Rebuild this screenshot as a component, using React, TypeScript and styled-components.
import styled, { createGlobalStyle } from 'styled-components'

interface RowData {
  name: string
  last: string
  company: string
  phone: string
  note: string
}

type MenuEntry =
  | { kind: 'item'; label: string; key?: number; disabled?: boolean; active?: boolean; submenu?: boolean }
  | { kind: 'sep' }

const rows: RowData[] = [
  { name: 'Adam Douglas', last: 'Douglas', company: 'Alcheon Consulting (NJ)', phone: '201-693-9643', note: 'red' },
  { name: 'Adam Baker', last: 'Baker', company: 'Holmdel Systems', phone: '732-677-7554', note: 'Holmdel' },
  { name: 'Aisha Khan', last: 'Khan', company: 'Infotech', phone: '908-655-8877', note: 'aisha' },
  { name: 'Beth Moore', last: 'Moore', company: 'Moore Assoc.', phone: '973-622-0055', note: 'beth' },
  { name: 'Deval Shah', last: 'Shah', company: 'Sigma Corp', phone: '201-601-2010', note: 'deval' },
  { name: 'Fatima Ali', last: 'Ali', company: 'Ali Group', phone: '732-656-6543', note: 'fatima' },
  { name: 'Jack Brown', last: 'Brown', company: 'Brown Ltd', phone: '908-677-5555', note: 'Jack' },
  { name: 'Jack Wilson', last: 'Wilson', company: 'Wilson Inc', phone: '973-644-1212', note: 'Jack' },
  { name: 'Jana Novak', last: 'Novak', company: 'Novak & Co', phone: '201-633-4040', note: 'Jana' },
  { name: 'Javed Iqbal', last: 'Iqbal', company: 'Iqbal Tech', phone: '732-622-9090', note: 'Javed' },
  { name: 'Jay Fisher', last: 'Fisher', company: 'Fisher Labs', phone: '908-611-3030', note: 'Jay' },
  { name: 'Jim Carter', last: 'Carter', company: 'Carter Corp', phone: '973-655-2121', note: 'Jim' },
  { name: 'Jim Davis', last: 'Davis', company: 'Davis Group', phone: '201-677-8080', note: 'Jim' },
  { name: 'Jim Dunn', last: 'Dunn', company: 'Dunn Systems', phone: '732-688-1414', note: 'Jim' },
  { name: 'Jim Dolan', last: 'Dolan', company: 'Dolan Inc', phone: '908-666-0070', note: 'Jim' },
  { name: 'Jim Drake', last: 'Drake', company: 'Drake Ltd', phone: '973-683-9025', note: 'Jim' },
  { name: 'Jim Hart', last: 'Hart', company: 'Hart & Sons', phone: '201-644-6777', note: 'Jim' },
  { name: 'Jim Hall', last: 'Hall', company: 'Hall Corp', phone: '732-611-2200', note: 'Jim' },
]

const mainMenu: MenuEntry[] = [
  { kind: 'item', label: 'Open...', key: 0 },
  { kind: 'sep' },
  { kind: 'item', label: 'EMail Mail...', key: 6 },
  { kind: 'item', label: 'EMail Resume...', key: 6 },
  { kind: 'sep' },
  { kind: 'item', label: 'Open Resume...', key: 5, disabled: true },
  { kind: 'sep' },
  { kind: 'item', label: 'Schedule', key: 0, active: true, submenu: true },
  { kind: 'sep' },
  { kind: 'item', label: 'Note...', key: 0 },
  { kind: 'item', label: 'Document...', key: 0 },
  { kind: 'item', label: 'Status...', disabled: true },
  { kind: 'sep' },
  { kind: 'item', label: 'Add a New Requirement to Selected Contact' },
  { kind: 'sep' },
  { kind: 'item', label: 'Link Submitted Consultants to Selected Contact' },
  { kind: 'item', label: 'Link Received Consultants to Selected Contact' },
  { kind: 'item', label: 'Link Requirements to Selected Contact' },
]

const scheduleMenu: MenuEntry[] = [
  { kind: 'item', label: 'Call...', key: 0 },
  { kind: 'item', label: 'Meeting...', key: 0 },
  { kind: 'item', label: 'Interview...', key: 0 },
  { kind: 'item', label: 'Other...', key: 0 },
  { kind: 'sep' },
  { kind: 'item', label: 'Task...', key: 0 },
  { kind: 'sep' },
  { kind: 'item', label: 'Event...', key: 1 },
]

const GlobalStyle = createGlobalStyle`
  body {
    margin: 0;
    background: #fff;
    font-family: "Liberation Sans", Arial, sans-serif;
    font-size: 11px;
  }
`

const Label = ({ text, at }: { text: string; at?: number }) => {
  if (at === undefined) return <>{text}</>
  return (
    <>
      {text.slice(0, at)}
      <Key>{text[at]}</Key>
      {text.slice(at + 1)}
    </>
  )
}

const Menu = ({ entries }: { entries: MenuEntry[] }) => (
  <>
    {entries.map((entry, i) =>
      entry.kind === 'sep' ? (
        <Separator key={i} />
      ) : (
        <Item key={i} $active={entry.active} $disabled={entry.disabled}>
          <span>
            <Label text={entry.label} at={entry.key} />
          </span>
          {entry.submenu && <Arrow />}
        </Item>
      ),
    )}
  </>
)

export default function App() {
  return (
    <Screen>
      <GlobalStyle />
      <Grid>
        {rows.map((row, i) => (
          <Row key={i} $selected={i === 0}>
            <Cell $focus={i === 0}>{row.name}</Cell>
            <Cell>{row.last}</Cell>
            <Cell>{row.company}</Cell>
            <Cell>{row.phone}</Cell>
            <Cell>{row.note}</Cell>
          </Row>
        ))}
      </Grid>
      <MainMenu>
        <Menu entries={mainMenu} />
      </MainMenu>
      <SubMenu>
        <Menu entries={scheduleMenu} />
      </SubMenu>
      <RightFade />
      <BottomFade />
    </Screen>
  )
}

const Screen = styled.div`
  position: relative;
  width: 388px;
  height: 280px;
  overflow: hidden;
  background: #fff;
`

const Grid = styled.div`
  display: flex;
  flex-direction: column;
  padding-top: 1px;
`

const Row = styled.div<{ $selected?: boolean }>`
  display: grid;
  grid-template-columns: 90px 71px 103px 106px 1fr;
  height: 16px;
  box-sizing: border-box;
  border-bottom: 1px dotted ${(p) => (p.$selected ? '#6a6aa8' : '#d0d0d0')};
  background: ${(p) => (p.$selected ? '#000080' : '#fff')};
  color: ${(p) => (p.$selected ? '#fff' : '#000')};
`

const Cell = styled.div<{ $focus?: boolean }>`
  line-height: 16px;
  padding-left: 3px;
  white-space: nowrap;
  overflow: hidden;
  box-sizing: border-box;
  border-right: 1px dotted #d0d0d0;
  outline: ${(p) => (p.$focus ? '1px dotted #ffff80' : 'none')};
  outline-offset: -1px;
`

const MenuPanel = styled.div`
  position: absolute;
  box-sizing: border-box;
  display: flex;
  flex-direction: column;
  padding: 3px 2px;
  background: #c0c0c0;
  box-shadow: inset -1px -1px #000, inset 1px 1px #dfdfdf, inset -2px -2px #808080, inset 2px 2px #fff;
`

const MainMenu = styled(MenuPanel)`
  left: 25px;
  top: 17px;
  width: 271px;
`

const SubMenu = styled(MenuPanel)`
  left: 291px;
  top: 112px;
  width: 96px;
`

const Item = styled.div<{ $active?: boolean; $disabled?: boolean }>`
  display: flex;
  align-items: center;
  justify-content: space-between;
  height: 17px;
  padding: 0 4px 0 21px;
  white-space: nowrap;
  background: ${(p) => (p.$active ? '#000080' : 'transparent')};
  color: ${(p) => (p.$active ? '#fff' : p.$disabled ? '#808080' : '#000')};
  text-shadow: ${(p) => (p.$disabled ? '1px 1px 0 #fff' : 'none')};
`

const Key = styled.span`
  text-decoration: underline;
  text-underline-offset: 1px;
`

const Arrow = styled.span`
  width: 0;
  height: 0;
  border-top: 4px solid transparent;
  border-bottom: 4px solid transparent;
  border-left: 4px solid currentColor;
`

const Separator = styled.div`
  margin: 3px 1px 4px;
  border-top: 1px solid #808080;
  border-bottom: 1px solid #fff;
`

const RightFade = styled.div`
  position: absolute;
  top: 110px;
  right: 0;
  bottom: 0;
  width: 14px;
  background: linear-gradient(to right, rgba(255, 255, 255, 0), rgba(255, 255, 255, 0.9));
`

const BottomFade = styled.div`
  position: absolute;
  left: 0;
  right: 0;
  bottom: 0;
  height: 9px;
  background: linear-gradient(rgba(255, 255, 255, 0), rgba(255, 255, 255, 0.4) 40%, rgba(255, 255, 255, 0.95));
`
##########
Search the lines for the string "components" and copy every line that has it.

Rebuild this screenshot as a component, using React, TypeScript and styled-components.
import styled, { createGlobalStyle } from 'styled-components'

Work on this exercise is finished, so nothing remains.